Ieder mens ervaart reeds zeer vroeg een duidelijk conflict tussen zijn zelfzuchtige en onzelfzuchtige impulsen, en dikwijls wordt de eerste ervaring van Godsbewustzijn bereikt als gevolg van het zoeken naar bovenmenselijke hulp bij de taak om deze morele conflicten op te lossen.
De aard van een kind is van nature positief, niet negatief. Zeer vele stervelingen zijn negatief omdat zij zo zijn opgevoed. Wanneer wij zeggen dat het kind positief is, doelen wij daarmee op zijn morele impulsen, de krachten in zijn bewustzijn welke als zij tevoorschijn treden, het signaal zijn dat de Gedachtenrichter is aangekomen.
Wanneer het normale kind niet verkeerd wordt onderricht, beweegt zich zijn denken bij het aan de dag treden van het religieuze bewustzijn veeleer in positieve richting, in de richting van morele rechtvaardigheid en sociaal dienstbetoon, dan in negatieve richting, weg van zonde en schuld. Er kunnen zich al dan niet conflicten voordoen bij de ontwikkeling van de religieuze ervaring, maar altijd doen zich hierbij onvermijdelijke beslissingen, inspanning, en het functioneren van de menselijke wil voor.

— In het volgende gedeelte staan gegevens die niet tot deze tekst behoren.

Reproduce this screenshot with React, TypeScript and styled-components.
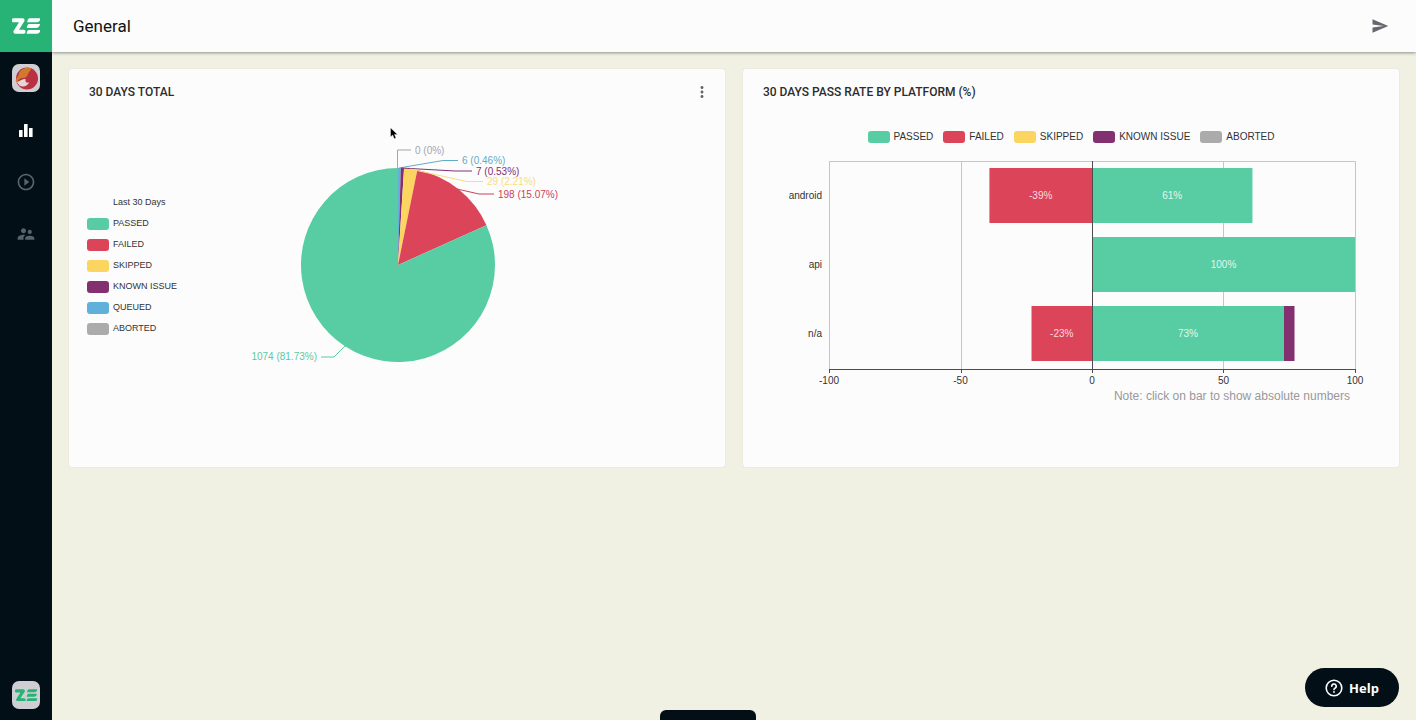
import React from "react";
import styled, { createGlobalStyle } from "styled-components";
import {
  MdMoreVert,
  MdPlayCircleOutline,
  MdSend,
  MdSupervisorAccount,
} from "react-icons/md";

const colors = {
  passed: "#58cda4",
  failed: "#dc4459",
  skipped: "#fbd55f",
  known: "#823070",
  queued: "#5fb0db",
  aborted: "#ababab",
  dark: "#020f16",
  green: "#27b376",
  page: "#f0f1e2",
  card: "#fcfcfd",
};

const GlobalStyle = createGlobalStyle`
  *, *::before, *::after { box-sizing: border-box; }
  body {
    margin: 0;
    background: ${colors.page};
    color: #333;
    font-family: Roboto, "Liberation Sans", sans-serif;
  }
  h1, h2, p, ul { margin: 0; padding: 0; }
`;

const Shell = styled.div`
  display: flex;
  min-height: 100vh;
`;

const Sidebar = styled.nav`
  display: flex;
  flex-direction: column;
  align-items: center;
  flex: 0 0 52px;
  height: 100vh;
  position: sticky;
  top: 0;
  padding-bottom: 11px;
  background: ${colors.dark};
`;

const Brand = styled.a`
  display: grid;
  place-items: center;
  width: 52px;
  height: 52px;
  margin-bottom: 12px;
  background: ${colors.green};
  color: #fff;
`;

const SideLink = styled.a<{ $active?: boolean }>`
  display: grid;
  place-items: center;
  width: 52px;
  height: 52px;
  color: ${(p) => (p.$active ? "#fff" : "#58646b")};
`;

const Tile = styled.a`
  display: grid;
  place-items: center;
  width: 28px;
  height: 28px;
  border-radius: 7px;
  background: #cfcfd3;
  color: ${colors.green};
`;

const ProjectTile = styled(Tile)`
  margin-bottom: 12px;
`;

const AccountTile = styled(Tile)`
  margin-top: auto;
`;

const Main = styled.div`
  display: flex;
  flex-direction: column;
  flex: 1;
  min-width: 0;
`;

const TopBar = styled.header`
  display: flex;
  align-items: center;
  justify-content: space-between;
  height: 52px;
  padding: 0 24px 0 21px;
  background: ${colors.card};
  box-shadow: 0 1px 3px rgba(0, 0, 0, 0.4);
`;

const PageTitle = styled.h1`
  font-size: 17px;
  line-height: 24px;
  font-weight: 400;
  color: #111;
`;

const IconButton = styled.button`
  display: grid;
  place-items: center;
  width: 24px;
  height: 24px;
  padding: 0;
  border: 0;
  background: none;
  color: #66666c;
`;

const Board = styled.main`
  display: grid;
  grid-template-columns: repeat(2, minmax(0, 1fr));
  gap: 18px;
  padding: 17px;
`;

const Card = styled.section`
  min-height: 398px;
  padding-bottom: 24px;
  border-radius: 2px;
  background: ${colors.card};
  box-shadow: 0 0 1px rgba(0, 0, 0, 0.2);
`;

const CardHeader = styled.div`
  display: flex;
  align-items: center;
  justify-content: space-between;
  height: 46px;
  padding: 0 11px 0 20px;
`;

const CardTitle = styled.h2`
  font-size: 12px;
  line-height: 16px;
  font-weight: 500;
  color: #2c2c2c;
`;

const PieLayout = styled.div`
  display: grid;
  grid-template-columns: 1fr 340px 1fr;
  padding-top: 25px;
`;

const PieLegend = styled.ul`
  list-style: none;
  margin: 52px 0 0 18px;
  font: 9px/21px "Liberation Sans", Arial, sans-serif;
`;

const BarLegend = styled.ul`
  display: flex;
  justify-content: center;
  gap: 10px;
  padding-top: 11px;
  list-style: none;
  font: 10px/21px "Liberation Sans", Arial, sans-serif;
`;

const LegendItem = styled.li`
  display: flex;
  align-items: center;
  gap: 4px;
  white-space: nowrap;
`;

const Swatch = styled.span<{ $color: string }>`
  width: 22px;
  height: 12px;
  border-radius: 3px;
  background: ${(p) => p.$color};
`;

const PieFigure = styled.div`
  position: relative;
`;

const Pointer = styled.svg`
  position: absolute;
  left: 163px;
  top: -13px;
`;

const ChartSvg = styled.svg`
  display: block;
  width: 100%;
  height: auto;
  font: 10px "Liberation Sans", Arial, sans-serif;
`;

const Note = styled.p`
  padding-right: 49px;
  text-align: right;
  font: 12px/14px "Liberation Sans", Arial, sans-serif;
  color: #98989b;
`;

const HelpButton = styled.button`
  position: fixed;
  right: 17px;
  bottom: 13px;
  display: flex;
  align-items: center;
  justify-content: center;
  gap: 6px;
  width: 94px;
  height: 39px;
  padding: 0;
  border: 0;
  border-radius: 20px;
  background: ${colors.dark};
  color: #fff;
  font: 700 13px/18px "Open Sans", sans-serif;
`;

const DrawerHandle = styled.button`
  position: fixed;
  left: 50%;
  bottom: 0;
  width: 96px;
  height: 10px;
  margin-left: -48px;
  padding: 0;
  border: 0;
  border-radius: 6px 6px 0 0;
  background: ${colors.dark};
`;

function Logo({ width }: { width: number }) {
  return (
    <svg width={width} viewBox="0 0 28 16" fill="none" aria-hidden="true">
      <path
        d="M1.600 2.300H10.600L3.400 13.700H11.600"
        stroke="currentColor"
        strokeWidth="4"
        strokeLinejoin="round"
        strokeLinecap="round"
      />
      <path
        fill="currentColor"
        d="M17.600 .3H28.600Q28 4 25 4.200H15.200Q15.800 .5 17.600 .3ZM17 6.100H28Q27.400 9.800 24.600 10H14.800Q15.200 6.400 17 6.100ZM16.800 11.900H28.600Q28 15.600 25 15.800H14.600Q15 12.200 16.800 11.900Z"
      />
    </svg>
  );
}

function ProjectPicture() {
  return (
    <svg width="24" height="24" viewBox="0 0 24 24" aria-hidden="true">
      <circle cx="13" cy="12.500" r="11" fill="#b93142" />
      <path
        d="M2 16C1 12 5 11 5 7C7 3 12 1 16 2C19 3 15 5 14 8C13 11 11 12 9 12C6 12 4 14 3.500 16Z"
        fill="#d07a2f"
      />
      <path d="M2.500 15.500C5 16.500 7 13 11.500 13C11 16 13 18 15 16C14 20 9 22 5.500 19.500Z" fill="#e6d6d6" />
    </svg>
  );
}

function StatsIcon() {
  return (
    <svg width="14" height="14" viewBox="0 0 14 14" fill="currentColor" aria-hidden="true">
      <rect x="0" y="7" width="3.600" height="7" rx=".5" />
      <rect x="5" y="1" width="3.600" height="13" rx=".5" />
      <rect x="10" y="5" width="3.600" height="9" rx=".5" />
    </svg>
  );
}

const slices = [
  { color: colors.queued, value: 6 },
  { color: colors.known, value: 7 },
  { color: colors.skipped, value: 29 },
  { color: colors.failed, value: 198 },
  { color: colors.passed, value: 1074 },
];

const callouts = [
  { color: "#a5a5ab", line: "M170.500 28V10H184", x: 188, y: 14, text: "0 (0%)" },
  { color: "#64abc4", line: "M172 28L216 20.500H231", x: 235, y: 24, text: "6 (0.46%)" },
  { color: "#823070", line: "M174 28L228 31H245", x: 249, y: 35, text: "7 (0.53%)" },
  { color: "#f7dc84", line: "M183 29L240 41.500H256", x: 260, y: 45, text: "29 (2.21%)" },
  { color: "#cc4358", line: "M230 49L252 54H267", x: 271, y: 58, text: "198 (15.07%)" },
  { color: "#5cc9a0", line: "M118 206L107 217H94", x: 90, y: 220, text: "1074 (81.73%)", end: true },
];

function PieChart() {
  const cx = 171;
  const cy = 125;
  const r = 97;
  const total = slices.reduce((sum, s) => sum + s.value, 0);
  const at = (v: number) => {
    const a = (v / total) * Math.PI * 2;
    return `${cx + r * Math.sin(a)} ${cy - r * Math.cos(a)}`;
  };
  let sum = 0;
  return (
    <ChartSvg viewBox="0 0 340 230" role="img" aria-label="Test results of the last 30 days">
      {slices.map((s) => {
        const from = sum;
        sum += s.value;
        const large = s.value > total / 2 ? 1 : 0;
        return (
          <path
            key={s.color}
            fill={s.color}
            d={`M${cx} ${cy}L${at(from)}A${r} ${r} 0 ${large} 1 ${at(sum)}Z`}
          />
        );
      })}
      {callouts.map((c) => (
        <g key={c.text}>
          <path d={c.line} fill="none" stroke={c.color} />
          <text x={c.x} y={c.y} fill={c.color} textAnchor={c.end ? "end" : "start"}>
            {c.text}
          </text>
        </g>
      ))}
    </ChartSvg>
  );
}

const platforms = [
  { name: "android", failed: 39, passed: 61, known: 0 },
  { name: "api", failed: 0, passed: 100, known: 0 },
  { name: "n/a", failed: 23, passed: 73, known: 4 },
];

function PlatformChart() {
  const zero = 349;
  const unit = 2.63;
  const px = (v: number) => zero + v * unit;
  return (
    <ChartSvg viewBox="0 0 656 242" role="img" aria-label="Pass rate by platform in percent">
      <g stroke="#c6c6ca" fill="none">
        <path d="M86 14.500H612.500V222M86.500 14V222M218.500 14V222M480.500 14V222" />
      </g>
      {platforms.map((p, i) => {
        const y = 21 + i * 69;
        return (
          <g key={p.name}>
            <text x="79" y={y + 31} textAnchor="end" fill="#333">
              {p.name}
            </text>
            <rect x={px(-p.failed)} y={y} width={p.failed * unit} height="55" fill={colors.failed} />
            <rect x={zero} y={y} width={p.passed * unit} height="55" fill={colors.passed} />
            <rect x={px(p.passed)} y={y} width={p.known * unit} height="55" fill={colors.known} />
            {p.failed > 0 && (
              <text x={px(-p.failed / 2)} y={y + 31} textAnchor="middle" fill="#f8dce0">
                -{p.failed}%
              </text>
            )}
            <text x={px(p.passed / 2)} y={y + 31} textAnchor="middle" fill="#e0f7ee">
              {p.passed}%
            </text>
          </g>
        );
      })}
      <path
        d="M86 222.500H613M86.500 222V226M218.500 222V226M349.500 14V226M480.500 222V226M612.500 222V226"
        stroke="#4c4c50"
        fill="none"
      />
      {[-100, -50, 0, 50, 100].map((v) => (
        <text key={v} x={px(v)} y="237" textAnchor="middle" fill="#333">
          {v}
        </text>
      ))}
    </ChartSvg>
  );
}

const pieLegend = [
  ["PASSED", colors.passed],
  ["FAILED", colors.failed],
  ["SKIPPED", colors.skipped],
  ["KNOWN ISSUE", colors.known],
  ["QUEUED", colors.queued],
  ["ABORTED", colors.aborted],
];

const barLegend = pieLegend.filter(([name]) => name !== "QUEUED");

function LegendRows({ items }: { items: string[][] }) {
  return (
    <>
      {items.map(([name, color]) => (
        <LegendItem key={name}>
          <Swatch $color={color} />
          {name}
        </LegendItem>
      ))}
    </>
  );
}

export default function App() {
  return (
    <>
      <GlobalStyle />
      <Shell>
        <Sidebar aria-label="Main">
          <Brand href="#" aria-label="Home">
            <Logo width={28} />
          </Brand>
          <ProjectTile href="#project" aria-label="Project">
            <ProjectPicture />
          </ProjectTile>
          <SideLink href="#dashboards" aria-label="Dashboards" $active>
            <StatsIcon />
          </SideLink>
          <SideLink href="#runs" aria-label="Test runs">
            <MdPlayCircleOutline size={20} />
          </SideLink>
          <SideLink href="#members" aria-label="Members">
            <MdSupervisorAccount size={20} />
          </SideLink>
          <AccountTile href="#account" aria-label="Account">
            <Logo width={22} />
          </AccountTile>
        </Sidebar>
        <Main>
          <TopBar>
            <PageTitle>General</PageTitle>
            <IconButton type="button" aria-label="Send by email">
              <MdSend size={18} />
            </IconButton>
          </TopBar>
          <Board>
            <Card>
              <CardHeader>
                <CardTitle>30 DAYS TOTAL</CardTitle>
                <IconButton type="button" aria-label="Widget menu">
                  <MdMoreVert size={18} />
                </IconButton>
              </CardHeader>
              <PieLayout>
                <PieLegend>
                  <LegendItem>
                    <Swatch $color="transparent" />
                    Last 30 Days
                  </LegendItem>
                  <LegendRows items={pieLegend} />
                </PieLegend>
                <PieFigure>
                  <PieChart />
                  <Pointer width="9" height="13" viewBox="0 0 9 13" aria-hidden="true">
                    <path
                      d="M.5 .8V10L2.700 8L4.200 11.800L6 11L4.500 7.400H7.500Z"
                      fill="#000"
                      stroke="#fff"
                      strokeWidth=".4"
                    />
                  </Pointer>
                </PieFigure>
              </PieLayout>
            </Card>
            <Card>
              <CardHeader>
                <CardTitle>30 DAYS PASS RATE BY PLATFORM (%)</CardTitle>
              </CardHeader>
              <BarLegend>
                <LegendRows items={barLegend} />
              </BarLegend>
              <PlatformChart />
              <Note>Note: click on bar to show absolute numbers</Note>
            </Card>
          </Board>
        </Main>
      </Shell>
      <DrawerHandle type="button" aria-label="Open drawer" />
      <HelpButton type="button">
        <svg width="18" height="18" viewBox="0 0 18 18" fill="none" stroke="#fff" aria-hidden="true">
          <circle cx="9" cy="9" r="7.800" strokeWidth="1.600" />
          <path d="M6.800 7.300A2.200 2.200 0 1 1 9.900 9.200Q9 9.700 9 10.600" strokeWidth="1.600" strokeLinecap="round" />
          <circle cx="9" cy="13" r=".9" fill="#fff" stroke="none" />
        </svg>
        Help
      </HelpButton>
    </>
  );
}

Het maken van morele keuzen gaat gewoonlijk in meerdere of mindere mate gepaard met morele conflicten. En het allereerste morele conflict in het kinderlijke bewustzijn doet zich voor tussen de drang tot egoïsme en de impulsen tot altruïsme. De Gedachtenrichter houdt wel rekening met de persoonlijkheidswaarden van de egoïstische drijfveer, maar hij werkt zo dat hij een lichte prioriteit geeft aan de altruïstische impuls, daar deze leidt tot het doel van het geluk van de mens en tot de vreugden van het koninkrijk des hemels.
Wanneer iemand met moreel besef kiest voor onbaatzuchtigheid als hij wordt geconfronteerd met de drang om zelfzuchtig te zijn, dan is dit een primitieve religieuze ervaring. Geen enkel dier kan zulk een keuze doen: zo’n beslissing is zowel menselijk als religieus. Zij houdt het feit van Godsbewustzijn in en toont de impuls tot sociale dienstbaarheid, de basis voor de broederschap der mensen. Wanneer het bewustzijn tot een juist moreel oordeel komt door een daad van de vrije wil, vormt deze beslissing een religieuze ervaring.
Doch voordat een kind zich voldoende heeft ontwikkeld om de capaciteit tot moraliteit te verwerven en zo tot de keuze van altruïstische dienstbaarheid in staat te zijn, heeft het reeds een sterke, goed verenigde egoïstische natuur ontwikkeld. En deze feitelijke omstandigheid doet de theorie ontstaan van de strijd tussen de ‘hogere’ en de ‘lagere’ natuur, tussen de ‘oude mens der zonde’ en de ‘nieuwe natuur’ der genade. Op zeer jeugdige leeftijd begint het normale kind reeds te leren dat het ‘zaliger is te geven dan te ontvangen.’
De mens vereenzelvigt de drang tot het dienen van zijn eigen belang meestal met zijn ego—zichzelf. Daarentegen is hij geneigd de wil om altruïstisch te zijn te vereenzelvigen met een bepaalde invloed buiten zichzelf—God. En dit oordeel is inderdaad juist, want al deze niet op het zelf gerichte verlangens hebben hun oorsprong daadwerkelijk in de aanwijzingen van de inwonende Gedachtenrichter, en deze Richter is een fragment van God. De impuls van de geest-Mentor wordt in het menselijk bewustzijn verwezenlijkt als de drang om altruïstisch te zijn, aandacht te hebben voor de medemens. Dit is althans de eerste, fundamentele ervaring in het bewustzijn van het kind. Als het opgroeiende kind niet tot persoonlijkheidsvereniging komt, kan de altruïstische drang zo overontwikkeld raken, dat zij ernstige schade berokkent aan het welzijn van het zelf. Een misleid geweten kan verantwoordelijk worden voor veel conflicten, getob, leed en eindeloos veel menselijk ongeluk.